27/1/2007, Sábado de la 3ª semana de Tiempo Ordinario
Hebreos 11, 1-2. 8-19; Lc 1, 69-70. 71-72. 73-75; san Marcos 4, 35-41

En la primera lectura de hoy escuchamos un fragmento de la carta a los Hebreos. Quizás porque a algunos les parece un texto difícil es una carta poco leída, pero muy importante. La verdad es que el texto de hoy pone los pelos de punta. Al igual que en el evangelio trata de la fe. Pero no se refiere a la fe intelectual, sino a esa fe que impregna y se hace una con la vida. Como dice san Pablo: “el justo vive de la fe”.

Aquí se habla de la fe que es seguridad. Queda, por tanto, muy lejos de esa especie de opinión en que algunos la han convertido. La fe es una certeza que nos mueve y por la que vivimos. Y en la carta se ponen unos cuantos ejemplos en los que se observa un dato común: aquella gente creyó y se pusieron en camino. Por la fe dejó Abraham su casa cumpliendo aquello que dice san Juan de la Cruz: “para ir dónde no sabes debes caminar por dónde no sabes”. Tuvo que vivir como extranjero y cuando se le concedió, ya anciano, un hijo, el Señor le pidió que lo sacrificara.

¡Qué lejos queda Abrahán de esos equilibrios a los que estamos acostumbrados! Nos va bien una fe de pose, pero creer significa poner toda la vida en manos de Dios e intentar cumplir su voluntad. Creer es arriesgar la propia libertad por obediencia a Dios, y eso sacrificando nuestra comodidad y yendo muchas veces donde no nos apetece ir. Y, en el mecanismo de la fe, tal como lo presenta la carta a los Hebreos, la esperanza siempre tiene un objeto. Toda la vida se sustenta sobre la fe. No se trata de un instante ni de unos momentos. Por eso se refiere a que la patria que habían de esperar era otra, celestial. Así siempre anduvieron en aquella oscuridad, en lo humano, pero con la certeza en un Dios que no engaña.
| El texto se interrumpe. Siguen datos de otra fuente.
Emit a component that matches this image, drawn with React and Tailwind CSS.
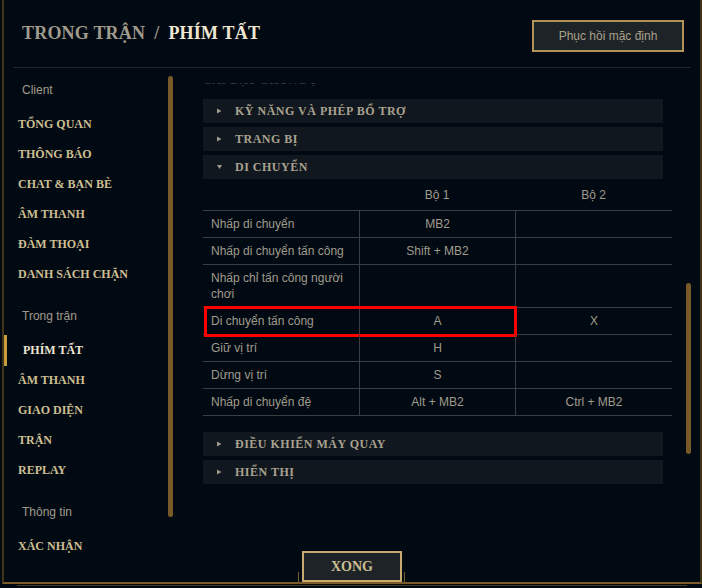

En este texto se nos alerta del peligro de compartimentar nuestra vida. Según dicho criterio, muy extendido en nuestro tiempo, ponemos una parte de nuestra vida en manos de Dios pero nos reservamos la gerencia del resto. De hecho acabamos poniendo en manos de Dios la complicado sucediendo así que en vez de cumplir nosotros su voluntad queremos que Él se ciña a la nuestra.

Le pedimos a Dios ayuda cuando estamos enfermos, buscamos trabajo o un amigo a perdido la fe. Todo eso está bien y hay que hacerlo. Así actúan los apóstoles en el Evangelio. Se acuerdan de Jesús cuando llega la tempestad. Pero, ¿le preguntamos qué espera de nosotros, cómo hemos de disponer de nuestro tiempo libre, si conviene cambiar de trabajo para evitar la tentación o qué hacer con nuestro dinero? ¿Le consultamos cómo educar a nuestros hijos o de qué manera colaborar con las obras de la Iglesia?

Pidamos a Dios, por intercesión de María, la mujer creyente, protectora y garante de nuestra fe, que nos ayude a ponernos totalmente en manos de Dios.